Notes to Consolidated Financial Statements
(Unaudited)
Note A. Basis of presentation
The accompanying unaudited financial statements have been prepared in
accordance with generally accepted accounting principles for interim
financial information and Item 310(b) of Regulation SB. They do not include
all of the information and footnotes required by generally accepted
accounting principles for complete financial statements. In the opinion of
management, all adjustments (consisting only of normal recurring adjustments)
considered necessary for a fair presentation have been included. The results
of operations for the periods presented are not necessarily indicative of the
results to be expected for the full year.
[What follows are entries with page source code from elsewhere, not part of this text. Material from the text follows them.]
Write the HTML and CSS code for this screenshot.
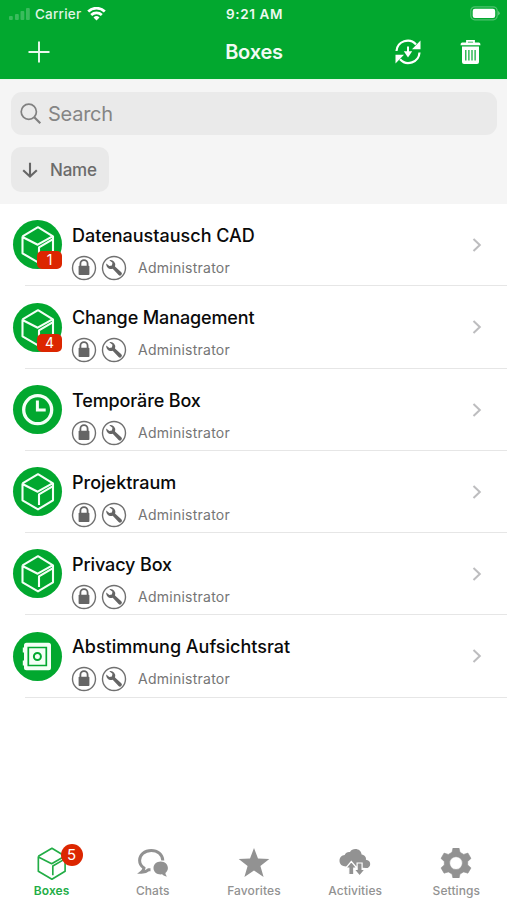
FILE: index.html
```html
<!DOCTYPE html>
<html lang="en">
<head>
<meta charset="utf-8">
<title>Boxes</title>
<link rel="stylesheet" href="styles.css">
</head>
<body>
<svg class="defs" aria-hidden="true">
  <symbol id="box" viewBox="0 0 49 49"><path d="M9.5 16.3 25 7.2l15 9.1v17L25 42.4 9.5 33.3V17l15.2 7.7L39 16.6M40 19.200l-14 8.200V38" fill="none" stroke="currentColor" stroke-linejoin="round"/></symbol>
  <symbol id="clock" viewBox="0 0 49 49"><circle cx="24.700" cy="24.700" r="14" fill="none" stroke="currentColor" stroke-width="3.300"/><path d="M24.400 15.500v9.600h8.300" fill="none" stroke="currentColor" stroke-width="3"/></symbol>
  <symbol id="safe" viewBox="0 0 49 49"><path d="M13.500 10.700h22q2.500 0 2.500 2.500v22.600q0 2.500-2.500 2.500h-22q-2.500 0-2.500-2.500v-2.300H9.800v-5H11v-8H9.800v-5H11v-2.300q0-2.500 2.500-2.500z" fill="currentColor"/><path d="M15.300 15.500h18v18h-18z" fill="none" stroke="#02a82f" stroke-width="1.700"/><circle cx="24.400" cy="24.500" r="3.500" fill="none" stroke="#02a82f" stroke-width="2"/></symbol>
  <symbol id="lock" viewBox="0 0 26 26"><circle cx="13" cy="13" r="11.500" fill="none" stroke="#707070" stroke-width="1.400"/><path d="M9.400 12V8.700a3.600 3.600 0 0 1 7.200 0V12" fill="none" stroke="#656565" stroke-width="1.800"/><rect x="7.600" y="10.800" width="10.800" height="9.300" rx=".8" fill="#656565"/></symbol>
  <symbol id="wrench" viewBox="0 0 26 26"><circle cx="13" cy="13" r="11.500" fill="none" stroke="#707070" stroke-width="1.400"/><path d="M8.300 5.200a4.800 4.800 0 0 1 5.700 6.400l6.300 5.700a1.900 1.900 0 0 1-2.700 2.700l-5.900-6.200a4.800 4.800 0 0 1-6.400-5.200l3 2.500 2.600-.7.600-2.600z" fill="#656565"/></symbol>
  <symbol id="chevron" viewBox="0 0 10 16"><path d="m1.500 2 6.300 6-6.300 6" fill="none" stroke="#bdbdbf" stroke-width="2"/></symbol>
</svg>
<div class="screen">
  <header class="top">
    <div class="status">
      <div class="carrier">
        <svg width="22" height="14" viewBox="0 0 22 14"><g fill="#fff" opacity=".22"><rect y="9" width="3.800" height="4" rx="1"/><rect x="6" y="7" width="3.800" height="6" rx="1"/><rect x="11.500" y="4" width="3.800" height="9" rx="1"/><rect x="17" y="1" width="3.800" height="12" rx="1"/></g></svg>
        <span class="carrier-name">Carrier</span>
        <svg width="19" height="14" viewBox="0 0 19 14"><g fill="none" stroke="#fff" stroke-width="2.700"><path d="M1.200 4.500a12 12 0 0 1 16.600 0M4.200 8a7.700 7.700 0 0 1 10.600 0"/></g><path d="m9.500 13.500-3-3.100a4.500 4.500 0 0 1 6 0z" fill="#fff"/></svg>
      </div>
      <span class="time">9:21 AM</span>
      <svg class="battery" width="30" height="15" viewBox="0 0 30 15"><rect x=".8" y=".8" width="26.400" height="13" rx="4" fill="none" stroke="#fff" stroke-opacity=".3" stroke-width="1.200"/><rect x="2.700" y="2.700" width="22.500" height="9.200" rx="2.200" fill="#fff"/><path d="M28.300 5v4.500q1.300-.8 1.300-2.200T28.300 5z" fill="#fff" opacity=".5"/></svg>
    </div>
    <nav class="bar">
      <svg width="22" height="22" viewBox="0 0 22 22"><path d="M11 .5v21M.5 11h21" stroke="#fff" stroke-opacity=".92" stroke-width="1.900"/></svg>
      <h1 class="title">Boxes</h1>
      <div class="actions">
        <svg width="26" height="26" viewBox="0 0 26 26"><path d="M1.500 12A11.200 11.200 0 0 1 21 5.400M24.500 13.500A11.200 11.200 0 0 1 5 20.300" fill="none" stroke="#fff" stroke-width="2.200"/><path d="M25.500 1.500v8.800h-8.500zM.5 24.500v-8.800H9z" fill="#fff"/><path d="M13 7.500v6" stroke="#fff" stroke-width="2"/><path d="M8.800 12.300h8.400L13 18.500z" fill="#fff"/></svg>
        <svg width="21" height="26" viewBox="0 0 21 26"><path d="M7 4V1.800h7V4" fill="none" stroke="#fff" stroke-width="1.800"/><path d="M2 3.600h17q1.500 0 1.500 2.600H.5Q.5 3.600 2 3.600z" fill="#fff"/><path d="M2 7.500h17V23q0 2-2 2H4q-2 0-2-2z" fill="#fff"/><path d="M5.800 11v10.500M8.900 11v10.500M12 11v10.500M15.100 11v10.500" stroke="#02a82f" stroke-width="1.200"/></svg>
      </div>
    </nav>
  </header>
  <section class="filters">
    <div class="search">
      <svg width="22" height="22" viewBox="0 0 22 22"><circle cx="8.800" cy="8.800" r="7.600" fill="none" stroke="#808080" stroke-width="1.700"/><path d="m14.300 14.300 6 6" stroke="#808080" stroke-width="2.200"/></svg>
      <span class="search-text">Search</span>
    </div>
    <div class="sort">
      <svg width="16" height="16" viewBox="0 0 16 16"><path d="M8 .7v13.500M1.200 8.200 8 14.500l6.800-6.300" fill="none" stroke="#666" stroke-width="2.100"/></svg>
      <span class="sort-text">Name</span>
    </div>
  </section>
  <main class="list">
    <div class="row"><div class="avatar"><svg class="glyph"><use href="#box"/></svg><span class="count">1</span></div><div class="info"><div class="name">Datenaustausch CAD</div><div class="meta"><svg><use href="#lock"/></svg><svg><use href="#wrench"/></svg><span class="role">Administrator</span></div></div><svg class="chevron"><use href="#chevron"/></svg></div>
    <div class="row"><div class="avatar"><svg class="glyph"><use href="#box"/></svg><span class="count">4</span></div><div class="info"><div class="name tight">Change Management</div><div class="meta"><svg><use href="#lock"/></svg><svg><use href="#wrench"/></svg><span class="role">Administrator</span></div></div><svg class="chevron"><use href="#chevron"/></svg></div>
    <div class="row"><div class="avatar"><svg class="glyph"><use href="#clock"/></svg></div><div class="info"><div class="name tight">Temporäre Box</div><div class="meta"><svg><use href="#lock"/></svg><svg><use href="#wrench"/></svg><span class="role">Administrator</span></div></div><svg class="chevron"><use href="#chevron"/></svg></div>
    <div class="row"><div class="avatar"><svg class="glyph"><use href="#box"/></svg></div><div class="info"><div class="name">Projektraum</div><div class="meta"><svg><use href="#lock"/></svg><svg><use href="#wrench"/></svg><span class="role">Administrator</span></div></div><svg class="chevron"><use href="#chevron"/></svg></div>
    <div class="row"><div class="avatar"><svg class="glyph"><use href="#box"/></svg></div><div class="info"><div class="name tight">Privacy Box</div><div class="meta"><svg><use href="#lock"/></svg><svg><use href="#wrench"/></svg><span class="role">Administrator</span></div></div><svg class="chevron"><use href="#chevron"/></svg></div>
    <div class="row"><div class="avatar"><svg class="glyph"><use href="#safe"/></svg></div><div class="info"><div class="name">Abstimmung Aufsichtsrat</div><div class="meta"><svg><use href="#lock"/></svg><svg><use href="#wrench"/></svg><span class="role">Administrator</span></div></div><svg class="chevron"><use href="#chevron"/></svg></div>
  </main>
  <footer class="tabs">
    <div class="tab active"><div class="tab-icon"><svg class="tab-box" width="43" height="43"><use href="#box"/></svg><span class="bubble">5</span></div><span>Boxes</span></div>
    <div class="tab"><div class="tab-icon"><svg width="32" height="30" viewBox="0 0 32 30"><path d="M25.800 12.500C25.500 6.500 20.500 2.400 14.300 2.400 7.500 2.400 2.600 6.800 2.600 12.300c0 3.300 1.700 6 4.400 7.800-.3 1.900-1.200 3.200-2.500 4.200 3 0 5-.8 6.900-2.500h2.100" fill="none" stroke="#929292" stroke-width="3"/><path d="M23.700 13.500c4 0 7.200 2.800 7.200 6.500 0 2-1 3.800-2.500 5 .1 1.500.8 2.500 1.600 3.500-2.100 0-3.500-.9-4.800-2.200-4.800.7-8.700-2-8.700-6.300 0-3.700 3.200-6.500 7.200-6.500z" fill="#929292"/></svg></div><span>Chats</span></div>
    <div class="tab"><div class="tab-icon"><svg width="32" height="30" viewBox="0 0 32 30"><path d="m16 0 4 10.600 11.300.4-8.900 7 3.200 11L16 22.600 6.400 29l3.200-11L.7 11l11.300-.4z" fill="#929292"/></svg></div><span>Favorites</span></div>
    <div class="tab"><div class="tab-icon"><svg width="32" height="30" viewBox="0 0 32 30"><path d="M7 18.500c-3.900 0-6.500-2.300-6.500-5.700 0-3.200 2.200-5.500 5.200-5.700C6.500 4.600 9 3.500 11 4c1.300-2 3-2.900 5.300-2.900 3.500 0 6 2.200 6.300 5.300 3.200.4 4.900 2.900 4.300 5.400 2.500.3 4.300 1.900 4.300 4.100 0 2.500-1.800 4.200-4.200 4.200z" fill="#929292"/><path d="m12.300 13.500 5.500 6.500h-3v6.500H9.800V20h-3zM20.600 28l5.500-6.500h-3V15h-5v6.500h-3z" fill="#929292" stroke="#fff" stroke-width="1.200"/></svg></div><span>Activities</span></div>
    <div class="tab"><div class="tab-icon"><svg width="32" height="30" viewBox="-.5 0 32 30"><path d="M12.500 0h6l1 4.300 3.700 2.100 4.200-1.300 3.100 5.300-3.300 3v3.500l3.300 3-3.100 5.300-4.200-1.300-3.700 2.100-1 4.300h-6l-1-4.300-3.700-2.100-4.200 1.300-3.100-5.300 3.300-3v-3.500l-3.300-3 3.100-5.300 4.200 1.300 3.700-2.100zM15.500 8.700a6.400 6.400 0 1 0 0 12.800 6.400 6.400 0 0 0 0-12.800z" fill="#929292" fill-rule="evenodd" stroke="#929292" stroke-width=".6" stroke-linejoin="round"/></svg></div><span>Settings</span></div>
  </footer>
</div>
</body>
</html>
```

FILE: styles.css
```css
* { box-sizing: border-box; }
body { margin: 0; font-family: Inter, "Liberation Sans", sans-serif; background: #fff; }
svg { display: block; flex: none; }
.defs { position: absolute; width: 0; height: 0; }
.screen { display: flex; flex-direction: column; width: 507px; height: 900px; overflow: hidden; }
.top { height: 79px; background: #02a82f; color: #fff; }
.status { display: grid; grid-template-columns: 1fr auto 1fr; align-items: center; height: 27px; padding: 0 7px 0 9px; }
.carrier { display: flex; align-items: center; }
.carrier-name { margin: 0 6px 0 4px; font-size: 13.500px; line-height: 16px; font-weight: 500; letter-spacing: .2px; opacity: .88; }
.time { font-size: 13.500px; font-weight: 600; letter-spacing: .6px; opacity: .93; }
.battery { justify-self: end; }
.bar { display: grid; grid-template-columns: 1fr auto 1fr; align-items: center; height: 50px; padding: 0 26px 0 28px; }
.title { margin: 0; padding-right: 1px; font-size: 20px; line-height: 24px; font-weight: 600; letter-spacing: -.2px; opacity: .95; }
.actions { display: flex; justify-content: flex-end; gap: 39px; }
.filters { height: 125px; padding: 12px 10px 0 11px; background: #f5f5f5; border-top: 1px solid #e8f8eb; }
.search { display: flex; align-items: center; gap: 6px; height: 43px; padding-left: 9px; border-radius: 11px; background: #eaeaea; }
.search-text { font-size: 20px; line-height: 24px; letter-spacing: -.25px; color: #858585; }
.sort { display: flex; align-items: center; gap: 12px; width: 98px; height: 45px; margin-top: 12px; padding-left: 11px; border-radius: 10px; background: #e9e9e9; }
.sort-text { font-size: 17px; font-weight: 500; letter-spacing: -.2px; color: #6b6b6b; }
.list { display: flex; flex-direction: column; }
.row { display: flex; height: 82.250px; padding: 0 25px 0 13px; background: linear-gradient(#e6e6e6, #e6e6e6) 25px 100% / 100% 1px no-repeat; }
.avatar { position: relative; width: 49px; height: 49px; margin-top: 16.400px; border-radius: 50%; background: #02a82f; color: #f4fff6; }
.glyph { width: 49px; height: 49px; stroke-width: 2.100; }
.count { position: absolute; right: 0; bottom: 0; width: 25px; height: 18px; border-radius: 5px; background: #dc2600; color: #fff; font-size: 14px; line-height: 18px; text-align: center; }
.info { flex: 1; padding: 20px 0 0 10px; }
.name { font-size: 18px; line-height: 24px; font-weight: 500; color: #0a0a0a; white-space: nowrap; }
.tight { letter-spacing: -.12px; }
.meta { display: flex; align-items: center; gap: 3.500px; margin-top: 7px; margin-left: -1px; }
.meta svg { width: 26px; height: 26px; }
.role { margin-left: 8px; font-size: 14px; line-height: 20px; letter-spacing: .25px; color: #757575; }
.chevron { width: 10px; height: 16px; margin-top: 33px; }
.tabs { display: grid; grid-template-columns: repeat(5, 101.200px); margin-top: auto; height: 53px; padding-left: 1px; }
.tab { display: flex; flex-direction: column; align-items: center; gap: 6px; color: #929292; font-size: 12px; line-height: 15px; font-weight: 500; letter-spacing: .1px; }
.tab-icon { position: relative; display: flex; align-items: center; justify-content: center; width: 32px; height: 30px; padding-top: 2px; }
.active { color: #22ad46; font-weight: 600; }
.tab-box { stroke-width: 1.900; }
.bubble { position: absolute; left: 25px; top: -3px; width: 22px; height: 22px; border-radius: 50%; background: #dc2600; color: #fff; font-size: 15px; font-weight: 400; line-height: 22px; text-align: center; }
```
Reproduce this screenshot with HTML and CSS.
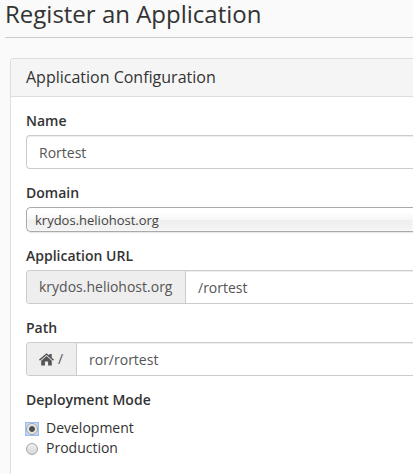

For further information, refer to
the financial statements of the Company as of December 31, 1996 and for the
two years then ended, including notes thereto included in the Company's Form
10-KSB.
The accompanying consolidated financial statements include the accounts of
the Company and its wholly owned subsidiary, Solartechnics (HK) Ltd.
Intercompany transactions and balances have been eliminated in consolidation.
Inventories
Inventories, consisting principally of finished goods and work in process,
are valued at the lower of cost or market on a first in - first out basis.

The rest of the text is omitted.